Another last week paper takes a less pessimistic approach. It simply assumes that the asymmetry measured by LHCb is dominated by new physics and attempts to understand constraints on the underlying model. In the language of effective theory, to explain the LHCb result one needs to include a ΔC =1 four-quark operator (with 1 charm and 3 light quarks, [sbar Γ c][ubar Γ s]). There are many possibilities differing by the structure of Lorentz and color indices that lead to the same observable asymmetry. The scale suppressing this higher dimensional operator should be of order 10 TeV to match to the LHCb result. This is actually a very small suppression. From non-observation of CP violation in D meson mixing we know that the scale suppressing generic ΔC=2 4-quark operators (with 2 charm and 2 light quarks) must be close to 10 000 TeV. On the other hand, once a ΔC=1 operator is present, ΔC=2 ones will necessarily be generated by loop corrections. This means that a random new physics model explaining the LHCb result will be in conflict with the data on D-meson mixing. However, the paper by Isidori et al. concludes that a subset of the ΔC=1 operators explaining the LHCb asymmetry is consistent with all other experimental data.

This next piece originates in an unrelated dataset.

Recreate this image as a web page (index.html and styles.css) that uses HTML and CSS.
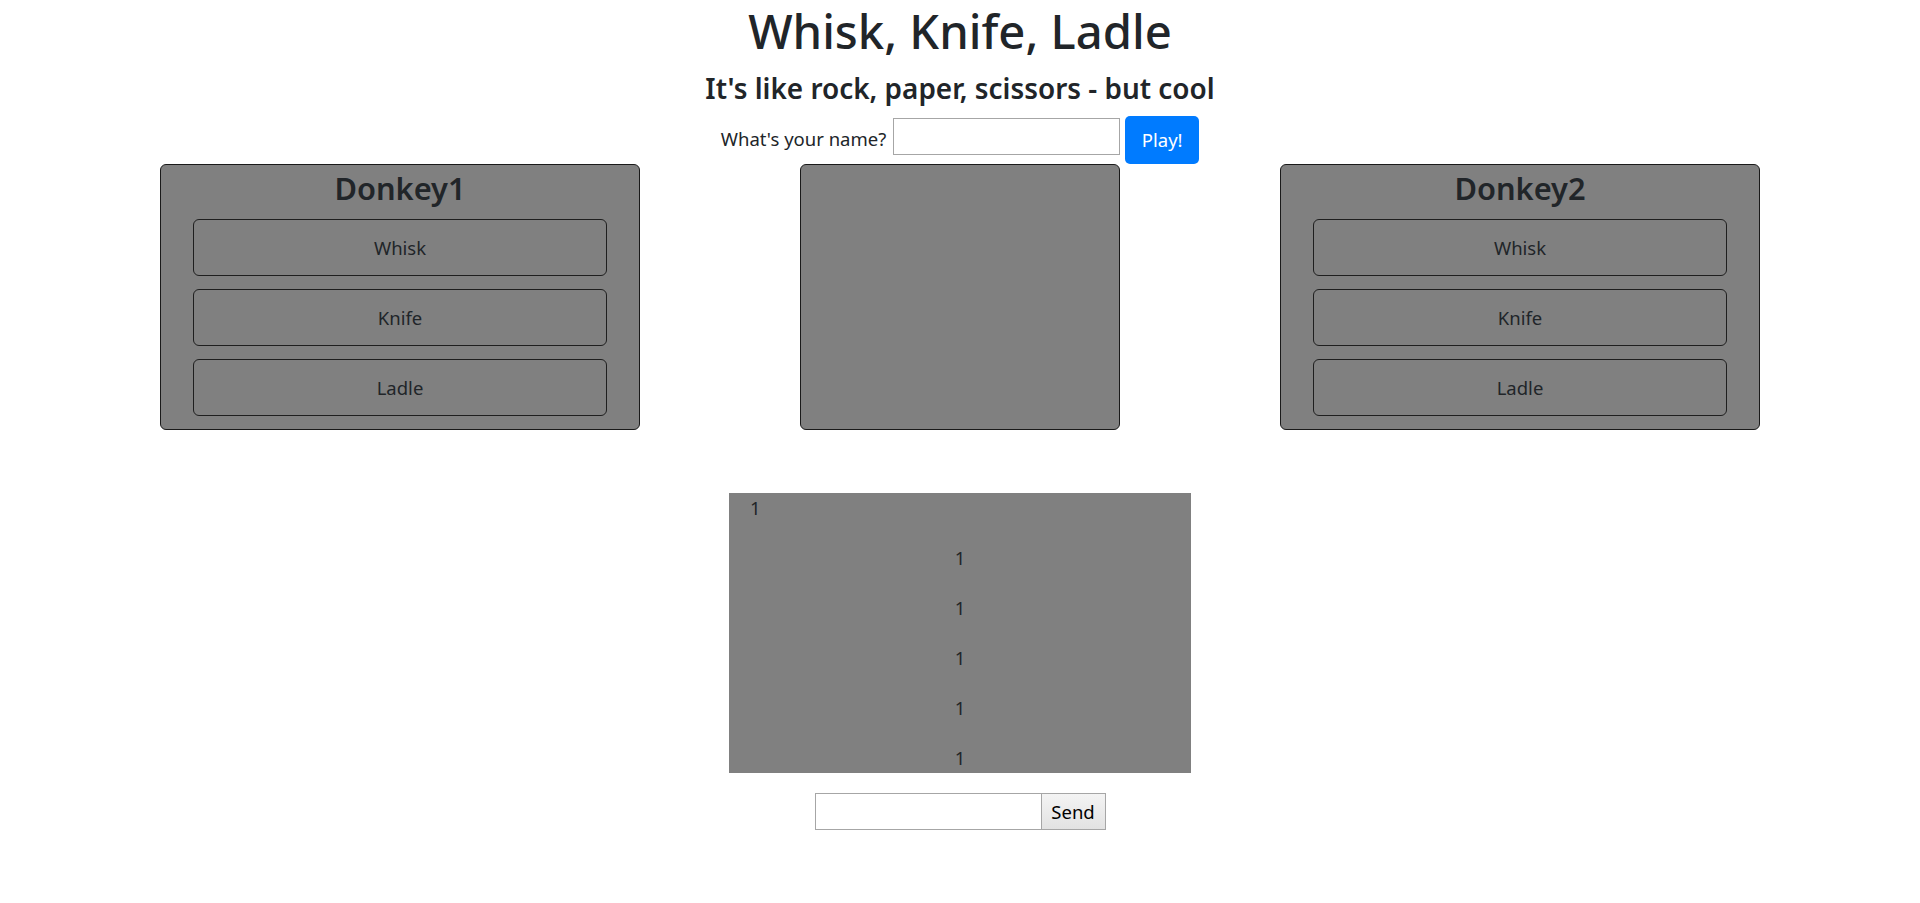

In particular, the ΔC=1 operators involving only right-handed quarks are not excluded by the data on D-meson mixing and on direct CP violation in kaon decays (ε'/ε in the flavor jargon).

Finally, a small experimental update. CDF posted on arXiv a new paper that is similar to the earlier public note but contains one bonus track. The known result is the separate CP asymmetries D-meson decays to pions and kaons:
A(K+K-) = -0.24 ± 0.24 A(π+π-) = 0.22 ± 0.26
The bonus is that they did the subtraction and also present the difference of the asymmetries:
ΔA = -0.46 ± 0.33
which can be directly compared to the LHCb result. The CDF asymmetry difference is perfectly consistent with the LHCb one, and it's also consistent with zero. This is a hint that the true asymmetry difference is probably at a lower end of the range suggested by the LHCb measurement, and therefore closer to the Standard Model prediction. One more point for the Standard Model, but the game is not over yet.